L’inquinamento può alterare la chimica del suolo, determinando l’improvvisa venuta meno di una parte di organismi che compongono la catena alimentare primaria, ovvero la base della piramide alimentare di un ecosistema. Ciò può determinare delle importanti ripercussioni sugli organismi predatori. Poi gli effetti sostanze tossiche infiltratesi all’interno di un suolo agricolo possono rendere il raccolto sempre più misero.

Il rimedio più efficace è il corretto smaltimento dei rifiuti sensibili per la riduzione e la prevenzione del pericolo da loro costituito. Efficaci metodi di contrasto dell’inquinamento sono il rimboschimento con alberi adatti alle zone interessate e la bonifica.

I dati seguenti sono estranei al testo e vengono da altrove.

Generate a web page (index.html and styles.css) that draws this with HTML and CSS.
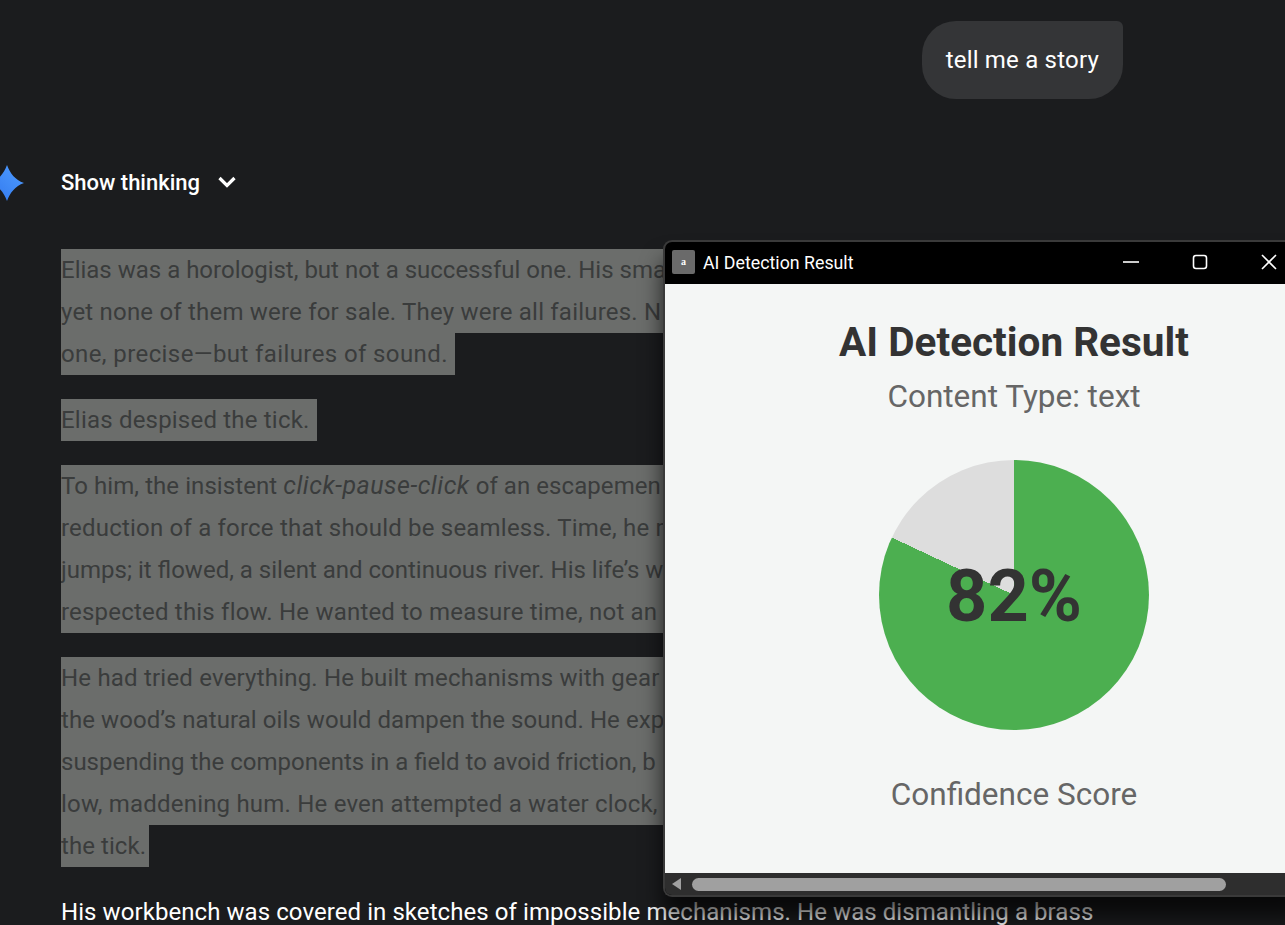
FILE: index.html
```html
<!DOCTYPE html>
<html lang="en">
<head>
    <meta charset="UTF-8">
    <title>AI Detection Result</title>
    <link rel="stylesheet" href="styles.css">
</head>
<body>

<div class="chat">
    <div class="user-row">
        <div class="user-bubble">tell me a story</div>
    </div>

    <div class="thinking-row">
        <svg class="spark" width="34" height="36" viewBox="0 0 34 36">
            <defs>
                <linearGradient id="sparkFill" x1="0" y1="1" x2="1" y2="0">
                    <stop offset="0" stop-color="#3177ee"/>
                    <stop offset="1" stop-color="#4f9dff"/>
                </linearGradient>
            </defs>
            <path d="M7 0C10 8 15 15 24 18C15 21 10 28 7 36C4 28-1 21-10 18C-1 15 4 8 7 0Z" fill="url(#sparkFill)"/>
        </svg>
        <span class="thinking-label">Show thinking</span>
        <svg class="chevron" width="20" height="20" viewBox="0 0 20 20">
            <path d="M2.5 6L10 13.5L17.5 6" fill="none" stroke="#fff" stroke-width="3.2"/>
        </svg>
    </div>

    <div class="answer">
        <p class="para">
            <span class="sel cut tight">Elias was a horologist, but not a successful one. His sma</span>
            <span class="sel cut wide">yet none of them were for sale. They were all failures. N</span>
            <span class="sel loose">one, precise—but failures of sound.</span>
        </p>
        <p class="para">
            <span class="sel wide">Elias despised the tick.</span>
        </p>
        <p class="para">
            <span class="sel cut">To him, the insistent <em>click-pause-click</em> of an escapemen</span>
            <span class="sel cut wide">reduction of a force that should be seamless. Time, he r</span>
            <span class="sel cut tight">jumps; it flowed, a silent and continuous river. His life’s w</span>
            <span class="sel cut wide">respected this flow. He wanted to measure time, not an</span>
        </p>
        <p class="para">
            <span class="sel cut wide">He had tried everything. He built mechanisms with gear</span>
            <span class="sel cut">the wood’s natural oils would dampen the sound. He exp</span>
            <span class="sel cut tight">suspending the components in a field to avoid friction, b</span>
            <span class="sel cut wide">low, maddening hum. He even attempted a water clock,</span>
            <span class="sel short">the tick.</span>
        </p>
        <p class="para">
            <span class="plain">His workbench was covered in sketches of impossible mechanisms. He was dismantling a brass</span>
        </p>
    </div>
</div>

<div class="window">
    <div class="titlebar">
        <div class="app-icon">a</div>
        <div class="win-title">AI Detection Result</div>
        <div class="win-buttons">
            <svg width="16" height="16" viewBox="0 0 16 16"><path d="M0 8H16" stroke="#fff" stroke-width="1.6"/></svg>
            <svg width="16" height="16" viewBox="0 0 16 16"><rect x="1.5" y="1.5" width="13" height="13" rx="2.5" fill="none" stroke="#fff" stroke-width="1.6"/></svg>
            <svg width="16" height="16" viewBox="0 0 16 16"><path d="M1 1L15 15M15 1L1 15" stroke="#fff" stroke-width="1.6"/></svg>
        </div>
    </div>
    <div class="result">
        <h1 class="result-title">AI Detection Result</h1>
        <div class="content-type">Content Type: text</div>
        <div class="pie">
            <span class="pie-value">82%</span>
        </div>
        <div class="pie-label">Confidence Score</div>
    </div>
    <div class="scrollbar">
        <svg width="12" height="14" viewBox="0 0 12 14"><path d="M11 1V13L2 7Z" fill="#a0a0a0"/></svg>
        <div class="scroll-thumb"></div>
    </div>
</div>

</body>
</html>
```

FILE: styles.css
```css
html, body {
    height: 100%;
}

body {
    margin: 0;
    background-color: #1b1c1e;
    color: #ffffff;
    font-family: Roboto, "Open Sans", sans-serif;
    overflow: hidden;
}

.chat {
    padding: 21px 0 0 61px;
}

.user-row {
    display: flex;
    width: 1062px;
    justify-content: flex-end;
}

.user-bubble {
    background-color: #343537;
    border-radius: 34px 6px 34px 34px;
    padding: 0 24px;
    height: 78px;
    line-height: 78px;
    font-size: 24px;
    letter-spacing: 0.2px;
}

.thinking-row {
    display: flex;
    align-items: center;
    height: 36px;
    margin-top: 65px;
    position: relative;
}

.spark {
    position: absolute;
    left: -61px;
    top: 1px;
    overflow: visible;
}

.thinking-label {
    font-size: 22px;
    font-weight: 500;
}

.chevron {
    margin-left: 17px;
}

.answer {
    margin-top: 49px;
    width: 1100px;
}

.para {
    margin: 0 0 24px;
    font-size: 24px;
    line-height: 42px;
    letter-spacing: 0.07px;
}

.para em {
    font-size: 25px;
    letter-spacing: 0.5px;
}

.sel {
    display: block;
    width: fit-content;
    padding-right: 7px;
    background-color: #6b6d6b;
    color: #3a3c3c;
    white-space: nowrap;
}

/* line runs on under the popup, only the visible part is here */
.sel.cut {
    width: 606px;
    padding-right: 0;
    overflow: hidden;
}

.sel.short {
    padding-right: 3px;
}

.sel.tight {
    letter-spacing: 0;
}

.sel.wide {
    letter-spacing: 0.2px;
}

.sel.loose {
    letter-spacing: 0.4px;
}

.plain {
    display: block;
    white-space: nowrap;
}

/* popup window over the chat */
.window {
    position: absolute;
    left: 663px;
    top: 240px;
    width: 640px;
    height: 657px;
    display: flex;
    flex-direction: column;
    background-color: #000000;
    border: 2px solid #3a3a3a;
    border-right: none;
    border-radius: 9px 0 0 9px;
    box-sizing: border-box;
    box-shadow: 0 20px 22px rgba(0, 0, 0, 0.7);
    overflow: hidden;
}

.titlebar {
    display: flex;
    align-items: center;
    height: 42px;
    padding: 0 0 2px 7px;
    box-sizing: border-box;
    flex-shrink: 0;
}

.app-icon {
    width: 23px;
    height: 24px;
    background-color: #6a6a6a;
    border-radius: 2px;
    color: #ffffff;
    font-family: "Liberation Serif", serif;
    font-size: 10px;
    font-weight: bold;
    text-align: center;
    line-height: 24px;
}

.win-title {
    margin-left: 8px;
    font-size: 17.8px;
    flex-grow: 1;
}

.win-buttons {
    display: flex;
    gap: 53px;
    width: 180px;
    padding-right: 26px;
    box-sizing: border-box;
}

.result {
    flex-grow: 1;
    background-color: #f4f6f5;
    width: 698px;
    text-align: center;
    padding-top: 34px;
    box-sizing: border-box;
}

.result-title {
    margin: 0;
    font-size: 40.5px;
    line-height: 48px;
    font-weight: bold;
    color: #333333;
}

.content-type {
    margin-top: 13px;
    font-size: 31.5px;
    line-height: 36px;
    color: #666666;
}

.pie {
    position: relative;
    width: 270px;
    height: 270px;
    margin: 45px auto 0;
    border-radius: 50%;
    background: conic-gradient(#4caf50 0 82%, #dddddd 82% 100%);
}

.pie-value {
    position: absolute;
    left: 0;
    right: 0;
    top: calc(50% + 2px);
    transform: translateY(-50%);
    font-size: 72px;
    font-weight: bold;
    line-height: 72px;
    color: #333333;
}

.pie-label {
    margin-top: 45px;
    font-size: 31.5px;
    line-height: 40px;
    color: #666666;
}

.scrollbar {
    display: flex;
    align-items: center;
    height: 22px;
    flex-shrink: 0;
    background-color: #2e2e2e;
    padding-left: 5px;
}

.scroll-thumb {
    width: 534px;
    height: 13px;
    margin-left: 10px;
    border-radius: 7px;
    background-color: #a0a0a0;
}
```
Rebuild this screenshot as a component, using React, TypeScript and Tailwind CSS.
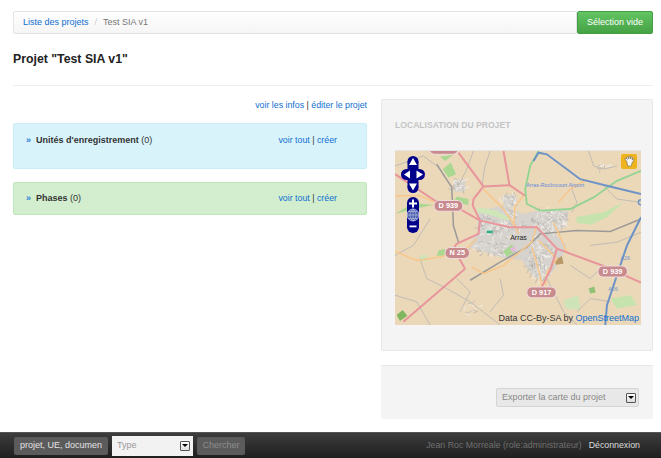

Una soluzione al disastro rappresentato dall’inquinamento che sta avvenando la Terra, può essere rappresentato dal processo di biorisanamento.

Il biorisanamento del suolo tramite microrganismi in grado di biodegradare o detossificare sostanze inquinanti tramite processi aerobici e anaerobici, può essere una soluzione al problema dell’inquinamento del suolo e, in futuro, potrebbe esserlo anche per le plastiche nei mari.

Nel 2011 un gruppo di studenti dell’università di Yale, negli Stati Uniti, ha scoperto che il fungo originario dell’Amazzonia, il Pestalotiopsis Microspora, tramite l’attività di enzimi serina idrolasi, provocherebbe la decomposizione del poliuretano.

La prevenzione dei disastri ambientali, il risanamento delle aree compromesse (dove è possibile) e la tutela dell’ambiente tutto dovrebbe essere la prima preoccupazione di tutti noi, ospiti passeggeri sulla Terra.

La speranza è l’ultima a morire ed è anche verde.